Asia's share of the global art market rises
BY
David HoMar 27, 2024
The Art Basel and UBS Global Art Market Report 2024 indicates that Asia’s share of the global art market share is rising, despite a downturn in upmarket sales globally. David Ho looks at the numbers and breaks it down into words
Art week is officially here! Art Basel, Art Central, HKwalls exhibitions, and Phillips auctions are just some of the many events celebrating the arts in Hong Kong. The plethora of events, along with the number of attendees we’ve seen at them, indicate a healthy appetite for the arts here.
But appreciation hasn’t always translated to sales figures. The Art Basel and UBS Global Art Market Report 2024 indicates that the global art market experienced a year-on-year slowdown of 4% in 2023.
The report named factors such as “high interest rates, inflation, and political instability” as contributors to slowing growth at the top end of the market. However, the estimated sales of US$65 billion in 2023 was still proof of its resilience as it surpassed the pre-pandemic 2019 sales levels of US$64.4 billion.
On the bright side, there was a notable 4% increase in transaction volume, totalling US$39.4 million, for deals at lower price levels. The buoyant trade environment is good news for dealers and auction houses in the more affordable segments of the market.
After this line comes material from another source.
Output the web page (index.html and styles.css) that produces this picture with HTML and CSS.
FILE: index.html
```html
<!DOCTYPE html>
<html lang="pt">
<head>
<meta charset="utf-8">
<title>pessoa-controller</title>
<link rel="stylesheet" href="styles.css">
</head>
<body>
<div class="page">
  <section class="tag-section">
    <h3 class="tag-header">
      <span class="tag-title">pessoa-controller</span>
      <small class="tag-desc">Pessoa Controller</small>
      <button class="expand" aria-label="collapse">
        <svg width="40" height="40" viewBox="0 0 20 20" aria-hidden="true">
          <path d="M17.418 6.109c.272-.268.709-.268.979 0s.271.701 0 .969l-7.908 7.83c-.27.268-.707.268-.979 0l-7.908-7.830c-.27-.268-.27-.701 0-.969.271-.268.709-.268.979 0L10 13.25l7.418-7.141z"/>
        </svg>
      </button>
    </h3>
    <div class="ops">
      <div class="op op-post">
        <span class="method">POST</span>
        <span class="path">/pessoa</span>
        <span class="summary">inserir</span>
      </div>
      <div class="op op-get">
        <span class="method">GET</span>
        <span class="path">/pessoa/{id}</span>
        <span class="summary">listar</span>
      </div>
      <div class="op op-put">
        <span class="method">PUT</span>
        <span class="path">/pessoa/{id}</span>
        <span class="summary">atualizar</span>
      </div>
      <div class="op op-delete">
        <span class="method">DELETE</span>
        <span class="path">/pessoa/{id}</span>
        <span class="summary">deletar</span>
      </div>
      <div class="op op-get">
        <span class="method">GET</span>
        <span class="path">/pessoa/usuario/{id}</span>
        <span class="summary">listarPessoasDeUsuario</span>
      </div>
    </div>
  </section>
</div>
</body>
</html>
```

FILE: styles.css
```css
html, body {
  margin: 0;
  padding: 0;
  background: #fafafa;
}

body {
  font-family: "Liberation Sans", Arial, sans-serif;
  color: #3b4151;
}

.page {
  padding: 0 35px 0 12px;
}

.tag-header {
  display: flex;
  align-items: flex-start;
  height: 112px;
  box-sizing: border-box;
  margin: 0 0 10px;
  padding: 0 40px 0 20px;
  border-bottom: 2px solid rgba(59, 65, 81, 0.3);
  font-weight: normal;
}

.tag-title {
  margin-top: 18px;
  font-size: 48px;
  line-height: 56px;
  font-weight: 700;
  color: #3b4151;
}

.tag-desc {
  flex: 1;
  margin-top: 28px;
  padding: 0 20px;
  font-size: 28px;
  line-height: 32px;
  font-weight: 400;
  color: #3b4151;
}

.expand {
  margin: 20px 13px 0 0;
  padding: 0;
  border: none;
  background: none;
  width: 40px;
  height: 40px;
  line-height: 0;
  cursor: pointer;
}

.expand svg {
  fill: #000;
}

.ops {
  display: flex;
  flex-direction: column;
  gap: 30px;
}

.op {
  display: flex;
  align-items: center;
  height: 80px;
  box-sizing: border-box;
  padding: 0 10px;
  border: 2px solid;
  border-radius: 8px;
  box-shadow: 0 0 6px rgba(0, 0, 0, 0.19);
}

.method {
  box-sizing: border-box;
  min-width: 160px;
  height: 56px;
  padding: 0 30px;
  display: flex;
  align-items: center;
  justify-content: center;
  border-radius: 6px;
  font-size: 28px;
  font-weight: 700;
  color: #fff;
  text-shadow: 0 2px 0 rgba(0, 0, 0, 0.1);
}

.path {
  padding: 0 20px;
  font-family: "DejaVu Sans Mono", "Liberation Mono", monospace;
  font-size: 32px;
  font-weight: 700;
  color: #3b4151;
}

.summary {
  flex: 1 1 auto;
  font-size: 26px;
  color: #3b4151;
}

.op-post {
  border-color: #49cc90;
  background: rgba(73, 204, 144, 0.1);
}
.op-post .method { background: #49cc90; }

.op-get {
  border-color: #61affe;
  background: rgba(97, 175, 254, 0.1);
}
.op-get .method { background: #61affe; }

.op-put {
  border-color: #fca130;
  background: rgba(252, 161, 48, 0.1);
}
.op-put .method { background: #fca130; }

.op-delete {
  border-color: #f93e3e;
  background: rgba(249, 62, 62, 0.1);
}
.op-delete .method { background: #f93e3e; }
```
“2023 saw a much-anticipated easing in sales in the art market after two years of strong growth after the pandemic. While high-end sales were thinner, activity held up at lower levels and the market continued its evolution along a dual path of offline and online sales,” says Dr Clare McAndrew, the founder of art market consultancy firm Arts Economics and author of the report.
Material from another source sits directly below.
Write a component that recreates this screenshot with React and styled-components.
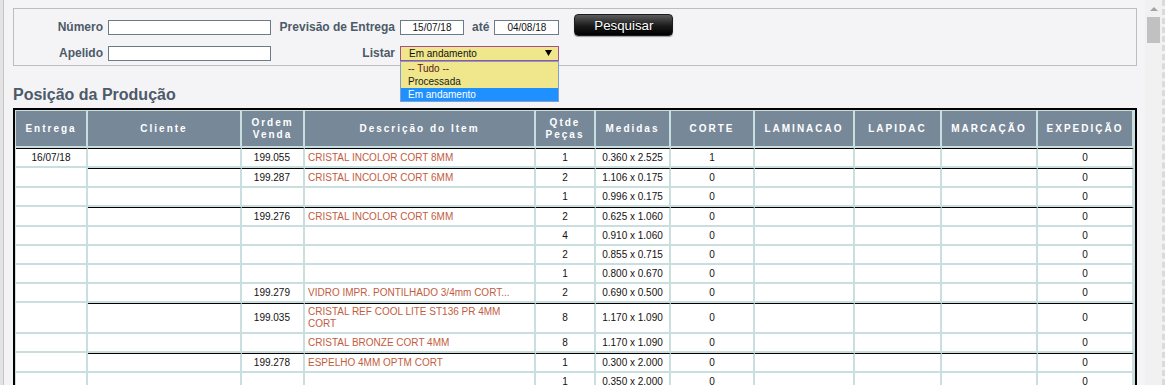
import React from 'react';
import styled, { createGlobalStyle } from 'styled-components';

const GlobalStyle = createGlobalStyle`
    body {
        margin: 0;
        background: #f4f4f6;
        font-family: 'Liberation Sans', Arial, sans-serif;
    }
    input, button {
        font-family: inherit;
    }
`;

const Frame = styled.div`
    display: flex;
    height: 385px;
    overflow: hidden;
`;

const EdgeBar = styled.div`
    width: 4px;
    box-sizing: border-box;
    border-left: 3px solid #e3e3e3;
    border-right: 1px solid #c6c6c6;
`;

const Main = styled.main`
    flex: 1;
    min-width: 0;
    padding: 8px 8px 0 9px;
`;

const FilterPanel = styled.form`
    display: grid;
    grid-template-columns: 94px 163px 129px 1fr;
    grid-template-rows: 16px 16px;
    row-gap: 10px;
    align-items: center;
    padding: 10px 0 4px;
    border: 1px solid #bdbdbd;
`;

const Label = styled.label`
    padding-right: 5px;
    text-align: right;
    font-size: 12px;
    font-weight: bold;
    color: #4d5a68;
`;

const TextInput = styled.input`
    box-sizing: border-box;
    width: ${props => props.$width || 163}px;
    height: 15px;
    padding: 0;
    border: 1px solid #6c7b8a;
    background: #fff;
    font-size: 10px;
    color: #111;
    text-align: ${props => props.$center ? 'center' : 'left'};
    outline: none;
`;

const DateGroup = styled.div`
    display: flex;
    align-items: center;
`;

const Until = styled.span`
    margin: 0 5px 0 8px;
    font-size: 12px;
    font-weight: bold;
    color: #4d5a68;
`;

const SearchButton = styled.button`
    width: 99px;
    height: 22px;
    margin: 0 0 4px 15px;
    padding: 0;
    border: 1px solid #1c1c1c;
    border-radius: 4px;
    background: linear-gradient(#5c5c5c, #1a1a1a 55%, #000);
    box-shadow: 0 1px 1px rgba(0, 0, 0, .35);
    color: #fff;
    font-size: 13.3px;
    text-shadow: 0 1px 0 #000;
`;

const SelectWrap = styled.div`
    position: relative;
    width: 159px;
`;

const SelectBox = styled.div`
    box-sizing: border-box;
    display: flex;
    align-items: center;
    justify-content: space-between;
    height: 15px;
    padding: 0 6px 0 8px;
    border: 1px solid #a2508e;
    background: #f0e68c;
    font-size: 10px;
    color: #111;
`;

const DropList = styled.ul`
    position: absolute;
    top: 100%;
    left: 0;
    z-index: 2;
    box-sizing: border-box;
    width: 159px;
    margin: 0;
    padding: 0;
    list-style: none;
    border: 1px solid #7f9fd0;
    background: #f0e68c;
`;

const DropItem = styled.li`
    height: 13px;
    padding-left: 7px;
    line-height: 13px;
    font-size: 10px;
    color: ${props => props.$selected ? '#fff' : props.$color || '#1a1a1a'};
    background: ${props => props.$selected ? '#1e90ff' : 'transparent'};
`;

const Title = styled.h2`
    margin: 19px 0 3px;
    font-size: 16px;
    line-height: 20px;
    font-weight: bold;
    color: #4d5a68;
`;

const ProductionTable = styled.table`
    box-sizing: border-box;
    width: 1124px;
    table-layout: fixed;
    border-collapse: separate;
    border-spacing: 0;
    border: 2px solid #000;
    padding: 1px;
    background: #c9dfdf;
`;

const HeadCell = styled.th`
    height: 37px;
    padding: 0 2px;
    box-sizing: border-box;
    border-right: 2px solid #c9dfdf;
    border-bottom: 2px solid #c9dfdf;
    background: #778899;
    color: #fff;
    font-size: 10px;
    line-height: 12px;
    font-weight: bold;
    letter-spacing: 2px;
    text-align: center;
`;

const Row = styled.tr`
    height: ${props => props.$group ? 20 : 19}px;
`;

const Cell = styled.td`
    padding: ${props => props.$align === 'left' ? '2px 5px 2px 3px' : props.$align === 'right' ? '0 13px 0 0' : '0'};
    border-top: ${props => props.$line ? '1px solid #000' : 'none'};
    border-right: 2px solid #c9dfdf;
    border-bottom: 2px solid #c9dfdf;
    background: #fff;
    font-size: 10px;
    line-height: 12px;
    color: ${props => props.$red ? '#c25c3e' : '#111'};
    text-align: ${props => props.$align || 'center'};
    vertical-align: middle;
`;

const ScrollTrack = styled.div`
    display: flex;
    flex-direction: column;
    align-items: center;
    width: 17px;
    padding-top: 7px;
    border-right: 3px dashed #dadada;
    background: #f1f1f1;
`;

const ScrollArrow = styled.div`
    width: 0;
    height: 0;
    border-left: 4px solid transparent;
    border-right: 4px solid transparent;
    border-bottom: 4px solid #a3a3a3;
`;

const ScrollThumb = styled.div`
    width: 13px;
    height: 26px;
    margin-top: 6px;
    background: #c1c1c1;
`;

const columns = [
    ['Entrega', 72],
    ['Cliente', 154],
    ['Ordem Venda', 63],
    ['Descrição do Item', 231],
    ['Qtde Peças', 60],
    ['Medidas', 75],
    ['CORTE', 84],
    ['LAMINACAO', 100],
    ['LAPIDAC', 87],
    ['MARCAÇÃO', 96],
    ['EXPEDIÇÃO', 96],
];

const rows = [
    { date: '16/07/18', group: true, order: '199.055', desc: 'CRISTAL INCOLOR CORT 8MM', qty: 1, size: '0.360 x 2.525', corte: 1 },
    { group: true, order: '199.287', desc: 'CRISTAL INCOLOR CORT 6MM', qty: 2, size: '1.106 x 0.175' },
    { qty: 1, size: '0.996 x 0.175' },
    { group: true, order: '199.276', desc: 'CRISTAL INCOLOR CORT 6MM', qty: 2, size: '0.625 x 1.060' },
    { qty: 4, size: '0.910 x 1.060' },
    { qty: 2, size: '0.855 x 0.715' },
    { qty: 1, size: '0.800 x 0.670' },
    { order: '199.279', desc: 'VIDRO IMPR. PONTILHADO 3/4mm CORT...', qty: 2, size: '0.690 x 0.500' },
    { group: true, order: '199.035', desc: 'CRISTAL REF COOL LITE ST136 PR 4MM CORT', qty: 8, size: '1.170 x 1.090' },
    { desc: 'CRISTAL BRONZE CORT 4MM', qty: 8, size: '1.170 x 1.090' },
    { group: true, order: '199.278', desc: 'ESPELHO 4MM OPTM CORT', qty: 1, size: '0.300 x 2.000' },
    { qty: 1, size: '0.350 x 2.000' },
    { qty: 1, size: '0.350 x 2.000' },
];

const App = () => (
    <Frame>
        <GlobalStyle />
        <EdgeBar />
        <Main>
            <FilterPanel onSubmit={e => e.preventDefault()}>
                <Label>Número</Label>
                <TextInput readOnly />
                <Label>Previsão de Entrega</Label>
                <DateGroup>
                    <TextInput readOnly $width={64} $center value="15/07/18" />
                    <Until>até</Until>
                    <TextInput readOnly $width={65} $center value="04/08/18" />
                    <SearchButton type="button">Pesquisar</SearchButton>
                </DateGroup>

                <Label>Apelido</Label>
                <TextInput readOnly />
                <Label>Listar</Label>
                <SelectWrap>
                    <SelectBox>
                        Em andamento
                        <svg width="7" height="6" viewBox="0 0 7 6"><path d="M0 0H7L3.5 6Z" fill="#000" /></svg>
                    </SelectBox>
                    <DropList>
                        <DropItem $color="#5c2020">-- Tudo --</DropItem>
                        <DropItem>Processada</DropItem>
                        <DropItem $selected>Em andamento</DropItem>
                    </DropList>
                </SelectWrap>
            </FilterPanel>

            <Title>Posição da Produção</Title>

            <ProductionTable>
                <colgroup>
                    {columns.map(([name, w]) => <col key={name} style={{ width: w }} />)}
                </colgroup>
                <thead>
                    <tr>
                        {columns.map(([name]) => <HeadCell key={name}>{name}</HeadCell>)}
                    </tr>
                </thead>
                <tbody>
                    {rows.map((r, i) => (
                        <Row key={i} $group={r.group}>
                            <Cell $line={r.group && r.date}>{r.date}</Cell>
                            <Cell $line={r.group} />
                            <Cell $line={r.group} $align="right">{r.order}</Cell>
                            <Cell $line={r.group} $align="left" $red>{r.desc}</Cell>
                            <Cell $line={r.group}>{r.qty}</Cell>
                            <Cell $line={r.group}>{r.size}</Cell>
                            <Cell $line={r.group}>{r.corte || 0}</Cell>
                            <Cell $line={r.group} />
                            <Cell $line={r.group} />
                            <Cell $line={r.group} />
                            <Cell $line={r.group}>0</Cell>
                        </Row>
                    ))}
                </tbody>
            </ProductionTable>
        </Main>
        <ScrollTrack>
            <ScrollArrow />
            <ScrollThumb />
        </ScrollTrack>
    </Frame>
);

export default App;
“As in many other industries, rising costs were the key challenge for businesses in the art market in 2023, and profitability became a more closely monitored metric than sales. The focus for many in 2024 has shifted from rapid expansion at all costs to finding ways to achieve sustainable and profitable growth and stability as they continue to navigate an uncertain economic and political future.”
Naturally, the next question would be where are people buying art and which markets are growing. The Art Basel and UBS Global Art Market Report 2024 put the US in the leading position globally, as it made up 42% of worldwide sales value, even though it was down 3% year-on-year.
But Asia rose up in the rankings as the region’s biggest market, China, surpassed the UK as the second-largest global art market with its share rising to 19%, while the UK slipped to third place with a 17% share. France retained its position as the fourth-largest art market with 7% of global sales.
“In the wake of easing COVID-19 restrictions, China’s art market has increased by 9%. This follows a similar pattern to the response we saw in other markets around the world in 2022, which reported an initial post pandemic boom followed by reports of slower sales and the pace of increase moderating,” says Adrian Zuercher, the head of global asset allocation at UBS Global Wealth Management CIO.
“Like other regions, the luxury industry in Asia has also encountered a shift in spending on entertainment and experiences. This applies to the Asian art market too, where many art world fairs and events have resumed their full scale and visitors have returned with enthusiasm. From a wider economic perspective, growth in Asia is forecasted for 2024, driven by a shift in policy easing and a moderate expansion in regional exports.”
The extenuating factors all point to an optimistic forecast for the art market. Those in the market also seem to share the bright outlook for 2024, as 36% of dealers expected an uptick in sales, while 48% expected turnover to remain stable. Only 16% of dealers surveyed predicted a decline.
In spite of sluggish upmarket sales, dealers with turnovers exceeding US$10 million expressed the most optimism for 2024, with 50% expecting an increase in art fair sales.
Paul Donovan, chief economist at UBS Global Wealth Management, expects the art market to continue to prove its resilience. “Alongside the strength of financial markets, expected declines in interest rates, and weakening inflation, this offers hope for 2024. We are observing a shift in the luxury market away from goods purchases towards spending more on “having fun”- leisure travel, entertainment, and socializing,” he says.
“Art is so much more than possessing physical objects – and the events, experiences, and social networks associated with collecting should provide support for the sector.”